Does not word with non-ascii chars

GoogleCodeExporter commented 8 years ago

What steps will reproduce the problem?
1. Try with any word with non-ascii chars (é,ç,ñ)
2.
3.

What is the expected output? What do you see instead?

When removing the punctuation, non-ascii chars are replaced by spaces.

I've managed to modify so I can use it for Catalan, but it would be a good 
idea to make it UTF-compliant

Replace

var self = this, node = this.$domObj.get(0).nodeName, tagExp = '<[^>]+>', 
puncExp = '^\\W|[\\W]+\\W|\\W$|\\n|\\t|\\s{2,}';

With

var lletres = '[^\\wàéèíóòúÀÉÈÍÓÒÚçÇ·ŀ]'
var self = this, node = this.$domObj.get(0).nodeName, tagExp = '<[^>]+>', 
puncExp = 
'^'+lletres+'|'+lletres+'+'+lletres+'|'+lletres+'$|\\n|\\t|\\s{2,}';

Original issue reported on code.google.com by xavi.ivars on 10 Feb 2010 at 5:48

GoogleCodeExporter commented 8 years ago

Last comment was about jquery.spellchecker.js, at line 62

Original comment by xavi.ivars on 10 Feb 2010 at 5:53

GoogleCodeExporter commented 8 years ago

I have also problems in checkspelling.php, at line 49, related with UTF-8

I can solve them by replacing

$words[] = utf8_encode(html_entity_decode($word));

with

$words[] = html_entity_decode($word);

Original comment by xavi.ivars on 10 Feb 2010 at 5:56

GoogleCodeExporter commented 8 years ago

Maybe using XRegExp for regular expressions instead of native RegExp Object 
would be a 
good idea.

http://xregexp.com/

Original comment by xavi.ivars on 10 Feb 2010 at 6:43

GoogleCodeExporter commented 8 years ago

Thank you for letting me know about this (somewhat serious) issue. I need to 
get a
better understanding of how Javascript regex matches word characters to fix 
this.
Thanks for your code examples and the link, I am currently looking into this.

Original comment by willis...@gmail.com on 10 Feb 2010 at 8:10

Changed state: Accepted

GoogleCodeExporter commented 8 years ago

i've changed how i'm matching non-word characters, and i think its matching most
unicode characters. please can you let me me if this change works for you. 

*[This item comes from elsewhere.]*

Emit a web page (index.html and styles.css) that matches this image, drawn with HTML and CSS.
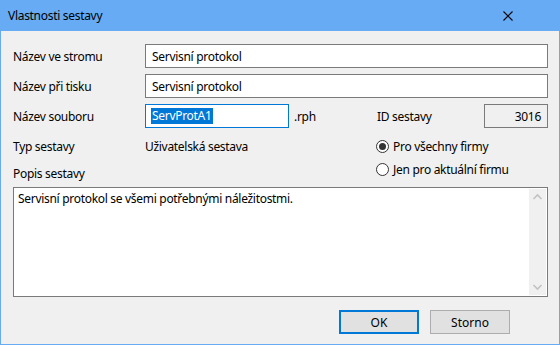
FILE: index.html
```html
<!DOCTYPE html>
<html lang="cs">
<head>
<meta charset="utf-8">
<title>Vlastnosti sestavy</title>
<link rel="stylesheet" href="styles.css">
</head>
<body>
<div class="window">
  <div class="titlebar">
    <span class="title">Vlastnosti sestavy</span>
    <svg class="close" width="12" height="12" viewBox="0 0 12 12"><path d="M1.5 1.5 L10.5 10.5 M10.5 1.5 L1.5 10.5" stroke="#000" stroke-width="1.1" fill="none"/></svg>
  </div>
  <div class="content">
    <div class="row">
      <span class="label">Název ve stromu</span>
      <div class="field wide">Servisní protokol</div>
    </div>
    <div class="row">
      <span class="label">Název při tisku</span>
      <div class="field wide">Servisní protokol</div>
    </div>
    <div class="row">
      <span class="label">Název souboru</span>
      <div class="field file focused"><span class="sel">ServProtA1</span></div>
      <span class="ext">.rph</span>
      <span class="idlabel">ID sestavy</span>
      <div class="idbox">3016</div>
    </div>
    <div class="lower">
      <span class="label">Typ sestavy</span>
      <span class="value">Uživatelská sestava</span>
      <label class="radio"><span class="circle checked"></span>Pro všechny firmy</label>
      <span class="label popis">Popis sestavy</span>
      <span></span>
      <label class="radio"><span class="circle"></span>Jen pro aktuální firmu</label>
    </div>
    <div class="memo">
      <div class="memo-text">Servisní protokol se všemi potřebnými náležitostmi.</div>
      <div class="scrollbar">
        <svg width="17" height="17" viewBox="0 0 17 17"><path d="M4.5 10 L8.5 6 L12.5 10" stroke="#c2c2c2" stroke-width="1.6" fill="none"/></svg>
        <svg width="17" height="17" viewBox="0 0 17 17"><path d="M4.5 7 L8.5 11 L12.5 7" stroke="#c2c2c2" stroke-width="1.6" fill="none"/></svg>
      </div>
    </div>
    <div class="buttons">
      <button class="btn default">OK</button>
      <button class="btn">Storno</button>
    </div>
  </div>
</div>
</body>
</html>
```

FILE: styles.css
```css
* { box-sizing: border-box; }
html, body { margin: 0; padding: 0; }
body {
  font-family: "Noto Sans", "Open Sans", sans-serif;
  font-size: 12px;
  letter-spacing: -0.3px;
  color: #000;
  background: #f0f0f0;
}
.window {
  width: 560px;
  height: 345px;
  border: 1px solid #67abf5;
  border-top: none;
  background: #f0f0f0;
  display: flex;
  flex-direction: column;
}
.titlebar {
  height: 31px;
  margin: 0 -1px;
  background: #67abf5;
  display: flex;
  align-items: center;
  justify-content: space-between;
  padding: 0 46px 0 8px;
}
.title { font-size: 12px; }
.close { display: block; }
.content {
  flex: 1;
  padding: 13px 11px 0 12px;
  display: flex;
  flex-direction: column;
}
.row {
  display: flex;
  align-items: center;
  height: 24px;
  margin-bottom: 6px;
}
.label { width: 132px; flex: none; }
.field {
  height: 24px;
  border: 1px solid #7a7a7a;
  background: #fff;
  padding: 0 6px;
  display: flex;
  align-items: center;
  white-space: nowrap;
}
.field.wide { flex: 1; }
.field.file { width: 144px; flex: none; padding-left: 5px; }
.field.focused { border-color: #0078d7; }
.sel { background: #0078d7; color: #fff; padding: 0 1px; line-height: 16px; }
.ext { margin-left: 5px; width: 83px; }
.idlabel { flex: 1; }
.idbox {
  width: 64px;
  height: 24px;
  border: 1px solid #7a7a7a;
  background: #f0f0f0;
  display: flex;
  align-items: center;
  justify-content: flex-end;
  padding-right: 6px;
}
.lower {
  display: grid;
  grid-template-columns: 132px 231px 1fr;
  grid-template-rows: 20px 20px;
  row-gap: 3px;
  margin-top: 2px;
  align-items: center;
}
.popis { padding-top: 8px; }
.radio { display: flex; align-items: center; gap: 4px; }
.circle {
  width: 13px;
  height: 13px;
  border: 1px solid #333;
  border-radius: 50%;
  background: #fff;
  display: flex;
  align-items: center;
  justify-content: center;
}
.circle.checked::after {
  content: "";
  width: 7px;
  height: 7px;
  border-radius: 50%;
  background: #333;
}
.memo {
  margin-top: 8px;
  height: 110px;
  border: 1px solid #7a7a7a;
  background: #fff;
  display: flex;
}
.memo-text { flex: 1; padding: 2px 4px; }
.scrollbar {
  width: 17px;
  margin: 1px 1px 1px 0;
  background: #f0f0f0;
  display: flex;
  flex-direction: column;
  justify-content: space-between;
}
.scrollbar svg { display: block; }
.buttons {
  display: flex;
  justify-content: flex-end;
  gap: 11px;
  margin-top: 13px;
  padding-right: 38px;
}
.btn {
  width: 80px;
  height: 24px;
  font: inherit;
  color: #000;
  background: #e1e1e1;
  border: 1px solid #adadad;
  padding: 0;
}
.btn.default { border: 2px solid #0078d7; }
```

http://code.google.com/p/jquery-spellchecker/source/detail?r=89

Original comment by willis...@gmail.com on 10 Feb 2010 at 9:22

GoogleCodeExporter commented 8 years ago

highlighting the words is broken though, i'm wording on that now..

Original comment by willis...@gmail.com on 10 Feb 2010 at 9:36

GoogleCodeExporter commented 8 years ago

With revision 89 non-word characters works fine, thanks ;)

There is another problem, with word boundaries (\b): when a word starts/ends 
with a 
non-ascii character, RegExp(\b+word+\b) does not work properly.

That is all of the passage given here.